After about fifteen seconds, the cocaine euphoria began wearing off. This was the part I hated most, and the regrets started to roll in. My mind raced and I panicked. How was I going to make it until morning with no more drugs, when it was barely 8:00 p.m.?
For a moment I thought about my life up until then. My drug addiction had left a trail of destruction in my wake—I’d robbed, stolen, cheated, lied. My family had long since disowned me. I felt more and more overwhelmingly that my days were numbered, and at the rate I was going, something had to give soon. Back on my rooftop, I started feeling something that I would have given anything to avoid. The cocaine had worn off and a sickness was quickly spreading through me. That was bad enough, but when I began to shake violently and to feel as if my body temperature were dropping rapidly, I knew that I had what we called ‘‘cotton fever,’’ an extremely unpleasant physical reaction to the drug I’d just taken.

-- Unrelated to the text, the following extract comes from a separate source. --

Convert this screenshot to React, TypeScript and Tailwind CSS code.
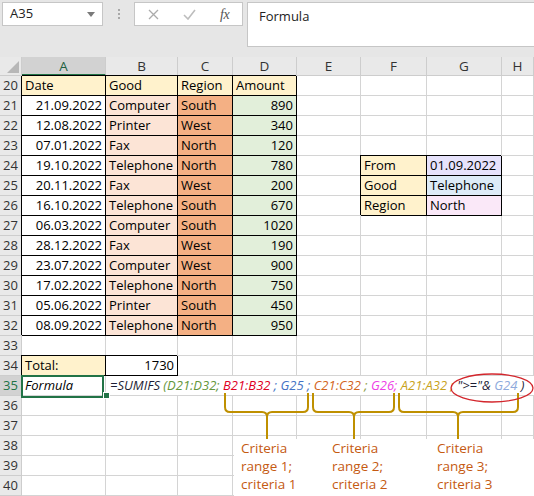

Caused by a bacterium that infects certain cotton plants and is then injected accidentally through a cotton filter and into the body, cotton fever was maybe one of the worst feelings imaginable. For the hour or two that it lasted I could look forward to every muscle and nerve in my body tensing up to the point of excruciating pain, along with extreme cold and uncontrollable tremors. Add that to the crash I was experiencing from the cocaine, and the heroin sickness from not getting my nightly fix, and I was in for an evening of great misery and despair. And just when I thought that I had finally reached the lowest possible level of physical and emotional agony, I realized it could get worse … I felt the first drop of rain.
I drifted in and out of consciousness for most of the night, not sure where nightmares left off and reality picked up. Several times I hallucinated, thinking someone was calling me from the courtyard down below. I would find myself teetering on a ledge two stories up, yelling into the darkness of the cold rain. If I’d had the nerve I would have just hurled myself off the edge and put an end to this insanity. But the insanity was far from over. Somehow I made it through that awful night and scored my wake-up heroin the next morning. I was at it all over again. You can’t possibly know how bad addiction feels unless you’ve been there. You can read a hundred books, see a thousand movies, even work with addicts every day as a counselor or therapist. You still know nothing about the nature of the beast, the power, the emptiness, the broken heart, the numb mind. That voice that forever speaks in your head. That voice that pushes you, that beats you, that empties you—that voice that, in the end, is your own.
…. How did I get from that rooftop in Long Beach to where I am today, reconciled with my family, happily married with a beautiful child, working at an exciting career doing something that I love? The famous philosopher Søren Kierkegaard tells part of the story. ‘‘A man may accomplish many feats and comprehend a vast amount of knowledge, and still have no understanding of himself,’’ he wrote, ‘‘yet suffering directs us to look inward; if it succeeds, then there, within us, is the beginning of our learning.’’ I had to learn about myself, to look deeper into myself than I could ever imagine, in order to get free of drugs.